Bir utanç abidesidir. Bu nedenle hep üstü örtülerek anlatılır. 

Osmanlı Devleti, Balkan Savaşına çok kötü şartlar altında girmiştir. 

Savaş ilanı üzerine İstanbul’da yapılan toplantıda, birçok devlet adamı ve ordu komutanı, “Ordunun birçok noksanı olduğunu, askerin talim ve eğitimi ile teşkilat, teçhizat ve iaşesinin yetersiz olduğunu, isyan ederler diye askerlere silahsız eğitim yaptırıldığını, birçok askerin mekanizma ve tapa çevirmesini dahi bilmediğini” söylemişler ve savaştan kaçınılmasını ısrarla belirtmişlerdir. 

Buna rağmen İttihatçı devlet adamları ve siyasete bulaşmış subaylar tarafından savaş, iktidara gelmek için bir fırsat olarak değerlendirilmiştir. 

Savaş öncesi Osmanlı yöneticileri, 

-    Rusya’nın Balkanlar’da bir savaş çıkmasına müsaade edilmeyeceği şeklinde vaadine inanmışlar,

-    Rumeli’de bulunan yetişmiş ve eğitimli olan 120 tabur askeri terhis etmişler veya izne göndermişler,

-    Savaş öncesi Sırbistan’ın Almanya’dan aldığı top ve ağır silahların Türk topraklarından geçirilerek Sırbistan’a götürülmesine izin vermişler,

-    Böylece, kısa bir süre sonra Osmanlı Devletine karşı savaşa girecek olan Sırbistan ordusunun güçlenmesine imkan tanımışlar, 

-    Savaşta ordunun kullanacağı silah, cephane ve diğer teçhizat zamanında ilgili yerlere sevk edilememiş, 

-    Yukarıdakilere ilave olarak Osmanlı ordusunun düzenli savaş planı da mevcut değildi.
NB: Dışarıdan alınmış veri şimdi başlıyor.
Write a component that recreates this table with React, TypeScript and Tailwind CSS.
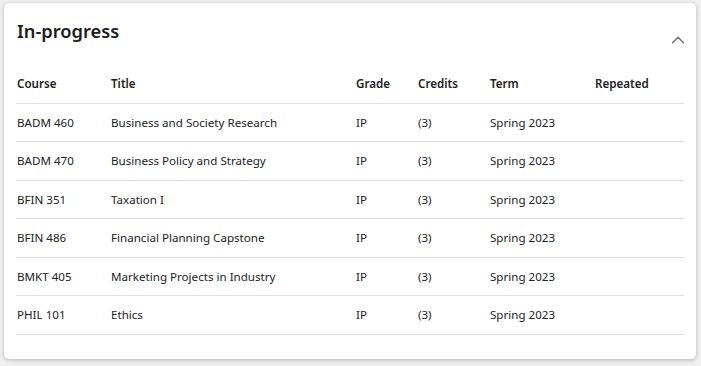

Bütün bu olumsuzlukların yanında, ordu subayları arasında siyaset ve particilik başlamış, İttihatçı olan subaylarla karşıtları arasında savaş öncesinden var olan çekişme ve sen ben davası had safhaya çıkmıştı. 

Savaşın başlamasıyla birlikte Edirne, Yanya ve İşkodra kaleleri kendilerini umutsuzca savunmuşlar.

Diğer taraftan Yunanlılar ciddi bir direnme görmeden Selanik’i ve Ege Denizi’ndeki adaları ellerine geçirmişlerdir. 

Balkan Savaşı’nda, Avrupa’daki “Türkleşmiş toprakların” kaybedilmesi yüreklerde derin acılar ve izler bırakmıştır. Devlet, mali ve ekonomik yönden büyük sıkıntılara girmiştir. 

Osmanlı Devleti’nin bu kötü gidişatı yöneticilerde, aydınlarda ve geniş halk kesimlerinde karamsarlıkların ve umutsuzlukların doğmasına yol açmıştır.

“Savaş öncesi Sırbistan’ın Almanya’dan aldığı top ve ağır silahların Türk topraklarından geçirilerek Sırbistan’a götürülmesi” konusu, PKK’nın 29 Ekim 2014 günü Türk topraklarından geçirilerek Suriye’ye götürülmesine (lahmacun yedirerek) izin verilmesine ve sonra da Suriye’de onlarla savaşılmasına çok benziyor.

Değil mi?

Acaba, Sırplara da lahmacun ısmarlanmış mıdır?